**WRITTEN EXERCISE:** Write out the material exactly, with the pictures left out.
** Start RECORDED INFORMATION **
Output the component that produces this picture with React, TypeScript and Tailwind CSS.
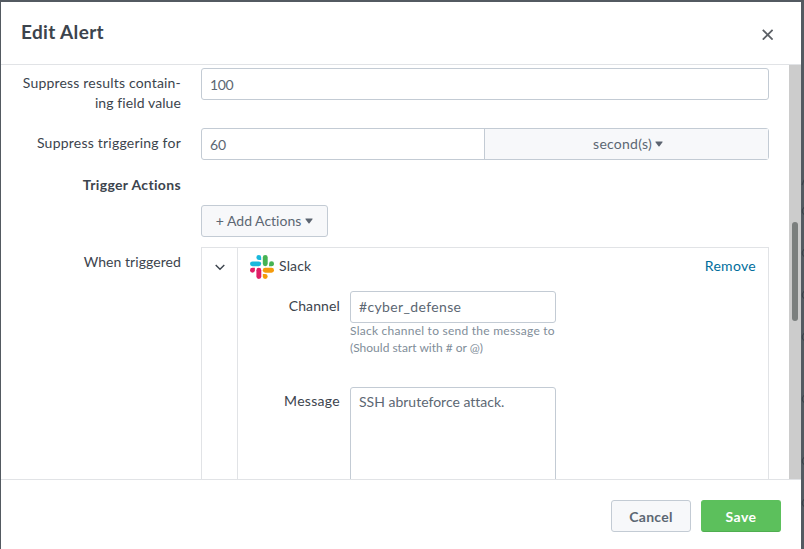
import type { ReactNode } from 'react';

function Caret() {
  return (
    <svg width="8" height="6" viewBox="0 0 8 6" className="shrink-0">
      <path d="M0.8 0.6h6.4q0.8 0 0.3 0.7L4.5 5.2q-0.5 0.5-1 0L0.5 1.3q-0.5-0.7 0.3-0.7z" fill="#5c6470" />
    </svg>
  );
}

function SlackLogo() {
  return (
    <svg width="24" height="24" viewBox="0 0 24 24" className="shrink-0">
      <g fill="#19b8dc">
        <path d="M8.8 0a2.4 2.4 0 0 0 0 4.9h2.4V2.4A2.4 2.4 0 0 0 8.8 0z" />
        <rect x="0" y="6.4" width="11.2" height="4.9" rx="2.45" />
      </g>
      <g fill="#46b353">
        <rect x="12.8" y="0" width="4.9" height="11.3" rx="2.45" />
        <path d="M24 8.8a2.4 2.4 0 0 0-4.9 0v2.5h2.5A2.4 2.4 0 0 0 24 8.8z" />
      </g>
      <g fill="#f59b0b">
        <rect x="12.8" y="12.8" width="11.2" height="4.9" rx="2.45" />
        <path d="M15.2 24a2.4 2.4 0 0 0 0-4.9h-2.4v2.5a2.4 2.4 0 0 0 2.4 2.4z" />
      </g>
      <g fill="#e01e66">
        <rect x="6.4" y="12.8" width="4.9" height="11.2" rx="2.45" />
        <path d="M0 15.2a2.4 2.4 0 0 0 4.9 0v-2.4H2.4A2.4 2.4 0 0 0 0 15.2z" />
      </g>
    </svg>
  );
}

// Sliver of the dimmed page that shows beside the dialog.
function DimmedPage() {
  return (
    <svg width="3" height="547" viewBox="0 0 3 547" className="shrink-0" fill="none" stroke="#3a4149" strokeWidth="1.1">
      <path d="M1 183l2-5" />
      {[209, 251, 293, 335, 397, 459, 501].map((y) => (
        <circle key={y} cx="5" cy={y} r="3.8" />
      ))}
    </svg>
  );
}

function Label({ children, className = '' }: { children: ReactNode; className?: string }) {
  return (
    <div className={`flex w-[180px] shrink-0 flex-col items-end whitespace-nowrap leading-5 ${className}`}>
      {children}
    </div>
  );
}

export default function App() {
  return (
    <div className="flex h-[549px] w-[804px] overflow-hidden bg-[#535a61] pl-px pt-[2px] font-['Lato',sans-serif] text-[14px] text-[#3c444d] [font-variant-ligatures:none]">
      <div className="flex w-[800px] shrink-0 flex-col bg-white">
        <header className="flex h-[63px] shrink-0 items-center justify-between border-b border-[#e1e3e6] pl-5 pr-7">
          <h1 className="pb-[2px] text-[19px] font-bold leading-6 tracking-[0.36px]">Edit Alert</h1>
          <svg width="11" height="11" viewBox="0 0 11 11" stroke="#5c6066" strokeWidth="1.8" className="mt-[2px]">
            <path d="M0.8 0.8l9.8 9.8M10.6 0.8l-9.8 9.8" />
          </svg>
        </header>

        <main className="flex h-[414px] shrink-0 overflow-hidden">
          <div className="w-[788px] pt-[3px]">
            <div className="flex h-[60px] gap-5">
              <Label className="pt-[5px]">
                <span className="tracking-[0.19px]">Suppress results contain-</span>
                <span className="tracking-[0.1px]">ing field value</span>
              </Label>
              <div className="flex h-8 w-[568px] items-center rounded-[3px] border border-[#c3cbd4] px-2 text-[#5c6773]">
                <span className="tracking-[-0.4px]">100</span>
              </div>
            </div>

            <div className="flex h-[47px] gap-5">
              <Label className="pt-[5px]">
                <span className="tracking-[0.22px]">Suppress triggering for</span>
              </Label>
              <div className="flex h-8 w-[568px] rounded-[3px] border border-[#c3cbd4] text-[#5c6773]">
                <div className="flex w-[283px] items-center border-r border-[#c3cbd4] pl-2">
                  <span>60</span>
                </div>
                <div className="flex flex-1 items-center justify-center gap-[3px] bg-[#f7f8fa] pl-[3px]">
                  <span className="pb-[2px] tracking-[0.25px]">second(s)</span>
                  <Caret />
                </div>
              </div>
            </div>

            <Label className="h-[30px] font-bold">
              <span className="tracking-[0.35px]">Trigger Actions</span>
            </Label>

            <div className="ml-[200px] flex h-8 w-[127px] items-center justify-center gap-1 rounded-[3px] border border-[#c3cbd4] bg-[#f7f8fa] text-[#5c6773]">
              <span className="pb-[2px]">+ Add Actions</span>
              <Caret />
            </div>

            <div className="mt-[10px] flex gap-5">
              <Label className="pt-[5px]">
                <span className="tracking-[0.07px]">When triggered</span>
              </Label>
              <section className="flex h-[300px] w-[568px] border border-[#e1e3e6]">
                <div className="flex w-9 shrink-0 justify-center border-r border-[#e1e3e6] pt-[16px]">
                  <svg width="10" height="7" viewBox="0 0 10 7" fill="none" stroke="#3c444d" strokeWidth="1.4">
                    <path d="M0.7 1l4.3 4.3L9.3 1" />
                  </svg>
                </div>
                <div className="flex-1 pl-3 pr-3 pt-[7px]">
                  <div className="flex h-6 items-center gap-[5px]">
                    <SlackLogo />
                    <span className="pb-[3px] tracking-[0.15px]">Slack</span>
                    <a className="ml-auto pb-[3px] tracking-[0.3px] text-[#006d9c]">Remove</a>
                  </div>
                  <div className="mt-3 flex h-24 gap-[10px]">
                    <div className="flex w-[90px] justify-end pt-[5px] leading-5 tracking-[0.12px]">Channel</div>
                    <div className="w-[206px]">
                      <div className="flex h-8 items-center rounded-[3px] border border-[#c3cbd4] px-2 text-[#5c6773]">
                        <span className="pb-px tracking-[0.36px]">#cyber_defense</span>
                      </div>
                      <p className="-mt-px whitespace-nowrap text-[12px] leading-[17px] text-[#818d99]">
                        <span className="tracking-[0.25px]">Slack channel to send the message to</span>
                        <br />
                        <span>(Should start with # or @)</span>
                      </p>
                    </div>
                  </div>
                  <div className="mt-px flex gap-[10px]">
                    <div className="flex w-[90px] justify-end pt-[3px] leading-5 tracking-[0.3px]">Message</div>
                    <div className="-mt-px h-[140px] w-[206px] rounded-[3px] border border-[#c3cbd4] px-2 pt-1 leading-5 text-[#5c6773]">
                      <span>SSH abruteforce attack.</span>
                    </div>
                  </div>
                </div>
              </section>
            </div>
          </div>
          <div className="flex w-3 justify-center bg-[#cccccc] pt-[157px]">
            <div className="h-[99px] w-[6px] rounded-full bg-[#7b7f7e]" />
          </div>
        </main>

        <footer className="flex flex-1 items-start justify-end gap-[10px] border-t border-[#e1e3e6] pr-5 pt-5 font-bold">
          <div className="flex h-8 w-20 items-center justify-center rounded-[3px] border border-[#c3cbd4] bg-[#f7f8fa] text-[#5c6773]">
            <span className="tracking-[0.3px]">Cancel</span>
          </div>
          <div className="flex h-8 w-20 items-center justify-center rounded-[3px] border border-[#5cc05c] border-b-[#4fae50] bg-[#5cc05c] text-white">
            <span className="tracking-[0.4px]">Save</span>
          </div>
        </footer>
      </div>
      <DimmedPage />
    </div>
  );
}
** End RECORDED INFORMATION **
**OUTPUT OF THE EXERCISE:**
Output the component that produces this picture with React, TypeScript and Tailwind CSS.
import type { ReactNode } from 'react';

function Caret() {
  return (
    <svg width="8" height="6" viewBox="0 0 8 6" className="shrink-0">
      <path d="M0.8 0.6h6.4q0.8 0 0.3 0.7L4.5 5.2q-0.5 0.5-1 0L0.5 1.3q-0.5-0.7 0.3-0.7z" fill="#5c6470" />
    </svg>
  );
}

function SlackLogo() {
  return (
    <svg width="24" height="24" viewBox="0 0 24 24" className="shrink-0">
      <g fill="#19b8dc">
        <path d="M8.8 0a2.4 2.4 0 0 0 0 4.9h2.4V2.4A2.4 2.4 0 0 0 8.8 0z" />
        <rect x="0" y="6.4" width="11.2" height="4.9" rx="2.45" />
      </g>
      <g fill="#46b353">
        <rect x="12.8" y="0" width="4.9" height="11.3" rx="2.45" />
        <path d="M24 8.8a2.4 2.4 0 0 0-4.9 0v2.5h2.5A2.4 2.4 0 0 0 24 8.8z" />
      </g>
      <g fill="#f59b0b">
        <rect x="12.8" y="12.8" width="11.2" height="4.9" rx="2.45" />
        <path d="M15.2 24a2.4 2.4 0 0 0 0-4.9h-2.4v2.5a2.4 2.4 0 0 0 2.4 2.4z" />
      </g>
      <g fill="#e01e66">
        <rect x="6.4" y="12.8" width="4.9" height="11.2" rx="2.45" />
        <path d="M0 15.2a2.4 2.4 0 0 0 4.9 0v-2.4H2.4A2.4 2.4 0 0 0 0 15.2z" />
      </g>
    </svg>
  );
}

// Sliver of the dimmed page that shows beside the dialog.
function DimmedPage() {
  return (
    <svg width="3" height="547" viewBox="0 0 3 547" className="shrink-0" fill="none" stroke="#3a4149" strokeWidth="1.1">
      <path d="M1 183l2-5" />
      {[209, 251, 293, 335, 397, 459, 501].map((y) => (
        <circle key={y} cx="5" cy={y} r="3.8" />
      ))}
    </svg>
  );
}

function Label({ children, className = '' }: { children: ReactNode; className?: string }) {
  return (
    <div className={`flex w-[180px] shrink-0 flex-col items-end whitespace-nowrap leading-5 ${className}`}>
      {children}
    </div>
  );
}

export default function App() {
  return (
    <div className="flex h-[549px] w-[804px] overflow-hidden bg-[#535a61] pl-px pt-[2px] font-['Lato',sans-serif] text-[14px] text-[#3c444d] [font-variant-ligatures:none]">
      <div className="flex w-[800px] shrink-0 flex-col bg-white">
        <header className="flex h-[63px] shrink-0 items-center justify-between border-b border-[#e1e3e6] pl-5 pr-7">
          <h1 className="pb-[2px] text-[19px] font-bold leading-6 tracking-[0.36px]">Edit Alert</h1>
          <svg width="11" height="11" viewBox="0 0 11 11" stroke="#5c6066" strokeWidth="1.8" className="mt-[2px]">
            <path d="M0.8 0.8l9.8 9.8M10.6 0.8l-9.8 9.8" />
          </svg>
        </header>

        <main className="flex h-[414px] shrink-0 overflow-hidden">
          <div className="w-[788px] pt-[3px]">
            <div className="flex h-[60px] gap-5">
              <Label className="pt-[5px]">
                <span className="tracking-[0.19px]">Suppress results contain-</span>
                <span className="tracking-[0.1px]">ing field value</span>
              </Label>
              <div className="flex h-8 w-[568px] items-center rounded-[3px] border border-[#c3cbd4] px-2 text-[#5c6773]">
                <span className="tracking-[-0.4px]">100</span>
              </div>
            </div>

            <div className="flex h-[47px] gap-5">
              <Label className="pt-[5px]">
                <span className="tracking-[0.22px]">Suppress triggering for</span>
              </Label>
              <div className="flex h-8 w-[568px] rounded-[3px] border border-[#c3cbd4] text-[#5c6773]">
                <div className="flex w-[283px] items-center border-r border-[#c3cbd4] pl-2">
                  <span>60</span>
                </div>
                <div className="flex flex-1 items-center justify-center gap-[3px] bg-[#f7f8fa] pl-[3px]">
                  <span className="pb-[2px] tracking-[0.25px]">second(s)</span>
                  <Caret />
                </div>
              </div>
            </div>

            <Label className="h-[30px] font-bold">
              <span className="tracking-[0.35px]">Trigger Actions</span>
            </Label>

            <div className="ml-[200px] flex h-8 w-[127px] items-center justify-center gap-1 rounded-[3px] border border-[#c3cbd4] bg-[#f7f8fa] text-[#5c6773]">
              <span className="pb-[2px]">+ Add Actions</span>
              <Caret />
            </div>

            <div className="mt-[10px] flex gap-5">
              <Label className="pt-[5px]">
                <span className="tracking-[0.07px]">When triggered</span>
              </Label>
              <section className="flex h-[300px] w-[568px] border border-[#e1e3e6]">
                <div className="flex w-9 shrink-0 justify-center border-r border-[#e1e3e6] pt-[16px]">
                  <svg width="10" height="7" viewBox="0 0 10 7" fill="none" stroke="#3c444d" strokeWidth="1.4">
                    <path d="M0.7 1l4.3 4.3L9.3 1" />
                  </svg>
                </div>
                <div className="flex-1 pl-3 pr-3 pt-[7px]">
                  <div className="flex h-6 items-center gap-[5px]">
                    <SlackLogo />
                    <span className="pb-[3px] tracking-[0.15px]">Slack</span>
                    <a className="ml-auto pb-[3px] tracking-[0.3px] text-[#006d9c]">Remove</a>
                  </div>
                  <div className="mt-3 flex h-24 gap-[10px]">
                    <div className="flex w-[90px] justify-end pt-[5px] leading-5 tracking-[0.12px]">Channel</div>
                    <div className="w-[206px]">
                      <div className="flex h-8 items-center rounded-[3px] border border-[#c3cbd4] px-2 text-[#5c6773]">
                        <span className="pb-px tracking-[0.36px]">#cyber_defense</span>
                      </div>
                      <p className="-mt-px whitespace-nowrap text-[12px] leading-[17px] text-[#818d99]">
                        <span className="tracking-[0.25px]">Slack channel to send the message to</span>
                        <br />
                        <span>(Should start with # or @)</span>
                      </p>
                    </div>
                  </div>
                  <div className="mt-px flex gap-[10px]">
                    <div className="flex w-[90px] justify-end pt-[3px] leading-5 tracking-[0.3px]">Message</div>
                    <div className="-mt-px h-[140px] w-[206px] rounded-[3px] border border-[#c3cbd4] px-2 pt-1 leading-5 text-[#5c6773]">
                      <span>SSH abruteforce attack.</span>
                    </div>
                  </div>
                </div>
              </section>
            </div>
          </div>
          <div className="flex w-3 justify-center bg-[#cccccc] pt-[157px]">
            <div className="h-[99px] w-[6px] rounded-full bg-[#7b7f7e]" />
          </div>
        </main>

        <footer className="flex flex-1 items-start justify-end gap-[10px] border-t border-[#e1e3e6] pr-5 pt-5 font-bold">
          <div className="flex h-8 w-20 items-center justify-center rounded-[3px] border border-[#c3cbd4] bg-[#f7f8fa] text-[#5c6773]">
            <span className="tracking-[0.3px]">Cancel</span>
          </div>
          <div className="flex h-8 w-20 items-center justify-center rounded-[3px] border border-[#5cc05c] border-b-[#4fae50] bg-[#5cc05c] text-white">
            <span className="tracking-[0.4px]">Save</span>
          </div>
        </footer>
      </div>
      <DimmedPage />
    </div>
  );
}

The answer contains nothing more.